>> start Data section

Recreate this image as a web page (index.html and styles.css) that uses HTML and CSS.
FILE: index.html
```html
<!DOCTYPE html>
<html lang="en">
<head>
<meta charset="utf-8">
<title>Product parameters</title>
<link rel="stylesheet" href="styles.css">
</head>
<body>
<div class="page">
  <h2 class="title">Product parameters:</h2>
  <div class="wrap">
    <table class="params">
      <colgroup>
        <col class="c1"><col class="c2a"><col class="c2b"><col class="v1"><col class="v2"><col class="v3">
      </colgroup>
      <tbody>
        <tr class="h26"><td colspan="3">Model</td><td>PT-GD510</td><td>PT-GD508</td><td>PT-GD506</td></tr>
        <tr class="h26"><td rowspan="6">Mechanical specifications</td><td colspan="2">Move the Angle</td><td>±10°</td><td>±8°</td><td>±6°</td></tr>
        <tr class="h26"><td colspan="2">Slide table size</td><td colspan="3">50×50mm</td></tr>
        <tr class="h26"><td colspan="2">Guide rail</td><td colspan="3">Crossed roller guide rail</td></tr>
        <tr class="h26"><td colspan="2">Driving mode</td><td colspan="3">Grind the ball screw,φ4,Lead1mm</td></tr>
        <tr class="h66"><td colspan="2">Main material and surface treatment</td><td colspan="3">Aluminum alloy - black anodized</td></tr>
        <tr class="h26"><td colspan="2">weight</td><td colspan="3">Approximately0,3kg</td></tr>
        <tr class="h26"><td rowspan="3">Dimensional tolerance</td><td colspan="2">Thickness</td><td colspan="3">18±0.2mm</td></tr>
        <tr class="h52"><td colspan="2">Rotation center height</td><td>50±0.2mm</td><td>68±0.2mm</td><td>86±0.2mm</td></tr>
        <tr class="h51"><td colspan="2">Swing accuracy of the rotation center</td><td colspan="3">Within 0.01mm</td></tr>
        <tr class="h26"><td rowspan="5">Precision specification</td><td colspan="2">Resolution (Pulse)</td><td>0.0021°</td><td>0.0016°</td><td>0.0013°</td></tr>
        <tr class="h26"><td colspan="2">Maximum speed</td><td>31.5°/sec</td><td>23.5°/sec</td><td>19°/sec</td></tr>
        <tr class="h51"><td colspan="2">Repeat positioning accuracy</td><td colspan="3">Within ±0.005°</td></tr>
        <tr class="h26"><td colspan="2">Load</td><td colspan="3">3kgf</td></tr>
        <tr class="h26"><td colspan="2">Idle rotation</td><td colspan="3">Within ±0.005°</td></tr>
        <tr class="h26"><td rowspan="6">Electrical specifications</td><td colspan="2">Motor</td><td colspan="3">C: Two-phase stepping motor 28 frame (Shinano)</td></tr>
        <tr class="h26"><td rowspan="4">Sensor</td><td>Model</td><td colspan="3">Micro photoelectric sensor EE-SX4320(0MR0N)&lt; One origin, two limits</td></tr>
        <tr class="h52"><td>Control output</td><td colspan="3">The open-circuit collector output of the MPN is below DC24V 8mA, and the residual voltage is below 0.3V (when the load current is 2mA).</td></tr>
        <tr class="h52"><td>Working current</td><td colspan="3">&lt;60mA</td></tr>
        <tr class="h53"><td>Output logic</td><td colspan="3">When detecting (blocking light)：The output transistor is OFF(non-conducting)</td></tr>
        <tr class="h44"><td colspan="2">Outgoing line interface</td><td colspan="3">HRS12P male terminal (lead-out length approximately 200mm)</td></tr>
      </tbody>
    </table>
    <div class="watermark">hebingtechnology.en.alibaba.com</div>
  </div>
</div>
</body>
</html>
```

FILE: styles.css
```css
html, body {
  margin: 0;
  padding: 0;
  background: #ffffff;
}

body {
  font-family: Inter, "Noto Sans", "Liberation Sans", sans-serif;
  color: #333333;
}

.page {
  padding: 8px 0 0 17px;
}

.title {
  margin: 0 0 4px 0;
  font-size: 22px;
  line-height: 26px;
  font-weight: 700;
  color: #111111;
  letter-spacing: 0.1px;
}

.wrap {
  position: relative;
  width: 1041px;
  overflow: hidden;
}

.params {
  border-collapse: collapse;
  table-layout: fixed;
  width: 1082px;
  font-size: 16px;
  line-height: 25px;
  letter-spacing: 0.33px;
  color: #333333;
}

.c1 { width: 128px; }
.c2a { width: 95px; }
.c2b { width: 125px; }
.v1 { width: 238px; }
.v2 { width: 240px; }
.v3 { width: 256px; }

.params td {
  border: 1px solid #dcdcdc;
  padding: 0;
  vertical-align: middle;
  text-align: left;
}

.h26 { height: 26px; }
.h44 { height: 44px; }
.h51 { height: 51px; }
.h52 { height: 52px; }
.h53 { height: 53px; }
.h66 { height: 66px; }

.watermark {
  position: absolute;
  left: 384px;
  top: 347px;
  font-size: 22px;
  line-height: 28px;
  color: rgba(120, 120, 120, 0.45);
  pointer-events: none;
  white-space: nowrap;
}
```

>> end Data section
>> start Data section

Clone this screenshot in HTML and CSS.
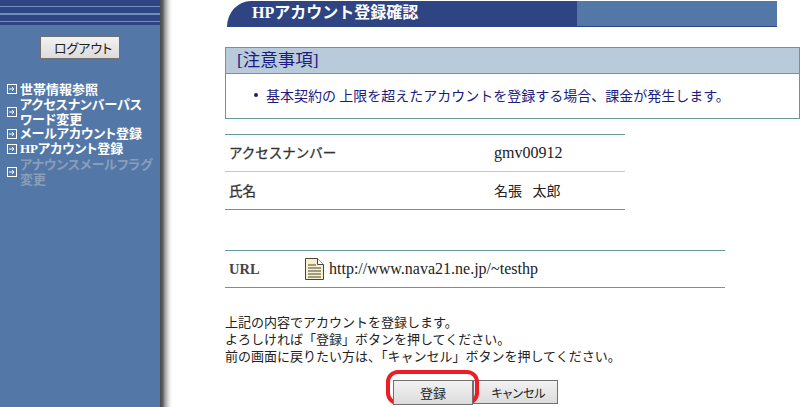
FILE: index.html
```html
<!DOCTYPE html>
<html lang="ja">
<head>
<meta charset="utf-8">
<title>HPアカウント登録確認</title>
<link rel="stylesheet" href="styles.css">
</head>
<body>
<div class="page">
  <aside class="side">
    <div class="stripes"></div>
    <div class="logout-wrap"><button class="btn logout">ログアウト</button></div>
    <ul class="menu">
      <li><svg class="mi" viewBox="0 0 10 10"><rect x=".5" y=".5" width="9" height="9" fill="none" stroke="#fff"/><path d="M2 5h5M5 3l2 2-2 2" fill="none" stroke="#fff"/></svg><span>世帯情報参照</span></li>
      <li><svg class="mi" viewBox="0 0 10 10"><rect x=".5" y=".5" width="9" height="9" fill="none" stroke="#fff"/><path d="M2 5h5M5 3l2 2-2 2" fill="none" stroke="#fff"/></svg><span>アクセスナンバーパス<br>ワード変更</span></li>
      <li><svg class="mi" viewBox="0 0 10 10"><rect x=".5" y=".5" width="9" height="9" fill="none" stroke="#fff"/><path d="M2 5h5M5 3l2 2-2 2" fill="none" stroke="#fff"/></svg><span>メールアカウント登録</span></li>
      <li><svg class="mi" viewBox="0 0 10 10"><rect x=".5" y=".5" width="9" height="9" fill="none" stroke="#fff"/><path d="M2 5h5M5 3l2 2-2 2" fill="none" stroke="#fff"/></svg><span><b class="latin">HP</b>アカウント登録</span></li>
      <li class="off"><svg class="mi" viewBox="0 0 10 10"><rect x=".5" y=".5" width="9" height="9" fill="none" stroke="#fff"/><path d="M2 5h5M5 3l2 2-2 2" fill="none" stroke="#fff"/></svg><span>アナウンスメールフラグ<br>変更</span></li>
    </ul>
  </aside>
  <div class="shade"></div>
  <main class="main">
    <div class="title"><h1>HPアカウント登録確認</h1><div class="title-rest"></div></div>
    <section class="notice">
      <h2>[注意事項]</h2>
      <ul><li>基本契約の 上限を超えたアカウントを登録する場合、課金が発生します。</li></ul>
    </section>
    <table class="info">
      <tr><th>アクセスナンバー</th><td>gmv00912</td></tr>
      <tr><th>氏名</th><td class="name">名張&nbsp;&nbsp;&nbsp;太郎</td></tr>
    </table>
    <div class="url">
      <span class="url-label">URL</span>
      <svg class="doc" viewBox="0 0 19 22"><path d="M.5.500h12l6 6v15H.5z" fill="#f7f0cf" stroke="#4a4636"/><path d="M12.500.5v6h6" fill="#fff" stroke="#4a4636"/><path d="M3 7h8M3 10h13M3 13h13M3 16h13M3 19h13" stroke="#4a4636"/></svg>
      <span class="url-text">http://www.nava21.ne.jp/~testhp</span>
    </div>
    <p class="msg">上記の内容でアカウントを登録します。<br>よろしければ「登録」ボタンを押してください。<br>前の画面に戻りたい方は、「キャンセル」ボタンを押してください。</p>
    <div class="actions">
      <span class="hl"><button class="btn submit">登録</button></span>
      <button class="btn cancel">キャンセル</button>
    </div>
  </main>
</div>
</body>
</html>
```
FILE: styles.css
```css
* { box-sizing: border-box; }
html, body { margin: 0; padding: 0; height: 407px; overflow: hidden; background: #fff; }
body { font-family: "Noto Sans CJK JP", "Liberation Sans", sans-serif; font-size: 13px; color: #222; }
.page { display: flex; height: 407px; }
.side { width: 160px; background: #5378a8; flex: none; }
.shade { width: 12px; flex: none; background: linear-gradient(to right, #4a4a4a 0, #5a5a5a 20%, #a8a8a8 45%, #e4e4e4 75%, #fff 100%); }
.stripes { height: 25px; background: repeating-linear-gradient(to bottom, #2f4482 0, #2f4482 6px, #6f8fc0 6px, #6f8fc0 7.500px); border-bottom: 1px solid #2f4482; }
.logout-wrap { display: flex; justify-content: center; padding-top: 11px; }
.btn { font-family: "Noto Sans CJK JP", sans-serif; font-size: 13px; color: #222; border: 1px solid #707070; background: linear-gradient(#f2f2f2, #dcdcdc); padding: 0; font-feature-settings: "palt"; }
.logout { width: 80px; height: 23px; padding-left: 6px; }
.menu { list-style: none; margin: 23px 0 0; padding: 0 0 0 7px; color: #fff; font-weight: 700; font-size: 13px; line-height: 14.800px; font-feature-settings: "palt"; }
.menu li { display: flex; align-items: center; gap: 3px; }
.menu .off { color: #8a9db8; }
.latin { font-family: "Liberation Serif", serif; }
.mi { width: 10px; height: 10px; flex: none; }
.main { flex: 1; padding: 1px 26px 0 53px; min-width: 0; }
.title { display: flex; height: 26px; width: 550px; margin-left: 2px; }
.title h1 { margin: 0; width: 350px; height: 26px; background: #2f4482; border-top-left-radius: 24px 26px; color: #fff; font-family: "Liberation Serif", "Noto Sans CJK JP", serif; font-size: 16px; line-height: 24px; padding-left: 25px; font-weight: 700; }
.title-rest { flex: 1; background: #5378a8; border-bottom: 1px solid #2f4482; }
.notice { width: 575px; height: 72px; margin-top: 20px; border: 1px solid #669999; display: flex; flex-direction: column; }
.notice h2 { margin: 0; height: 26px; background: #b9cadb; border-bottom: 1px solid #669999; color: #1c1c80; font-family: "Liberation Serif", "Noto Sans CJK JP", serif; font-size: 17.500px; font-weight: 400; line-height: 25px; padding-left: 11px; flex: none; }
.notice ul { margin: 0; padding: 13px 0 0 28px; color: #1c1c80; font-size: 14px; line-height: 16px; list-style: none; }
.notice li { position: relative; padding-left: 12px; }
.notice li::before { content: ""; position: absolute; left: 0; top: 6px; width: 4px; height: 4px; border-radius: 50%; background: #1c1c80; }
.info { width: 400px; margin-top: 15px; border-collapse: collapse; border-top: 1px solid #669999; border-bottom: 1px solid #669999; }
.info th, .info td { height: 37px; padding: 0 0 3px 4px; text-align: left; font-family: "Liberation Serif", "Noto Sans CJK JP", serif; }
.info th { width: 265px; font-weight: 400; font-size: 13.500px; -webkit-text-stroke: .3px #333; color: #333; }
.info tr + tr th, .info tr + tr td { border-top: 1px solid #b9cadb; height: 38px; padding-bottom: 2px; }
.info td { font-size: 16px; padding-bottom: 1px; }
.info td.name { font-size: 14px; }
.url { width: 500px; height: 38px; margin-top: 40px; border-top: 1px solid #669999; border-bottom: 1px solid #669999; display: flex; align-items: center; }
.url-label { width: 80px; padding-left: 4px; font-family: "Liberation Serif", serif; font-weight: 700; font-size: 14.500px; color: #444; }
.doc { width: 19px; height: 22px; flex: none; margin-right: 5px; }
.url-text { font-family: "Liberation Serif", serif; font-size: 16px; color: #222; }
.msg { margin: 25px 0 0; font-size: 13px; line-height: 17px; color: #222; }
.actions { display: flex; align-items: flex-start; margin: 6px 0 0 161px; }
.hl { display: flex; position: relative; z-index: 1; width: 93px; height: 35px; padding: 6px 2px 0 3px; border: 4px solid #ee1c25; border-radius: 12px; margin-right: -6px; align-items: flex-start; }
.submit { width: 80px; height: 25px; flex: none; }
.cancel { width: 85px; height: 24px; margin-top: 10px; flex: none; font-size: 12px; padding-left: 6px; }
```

>> end Data section

**Given task:**
State how many lines of the records above contain the word "page", giving only that number.

**Written answer:**
5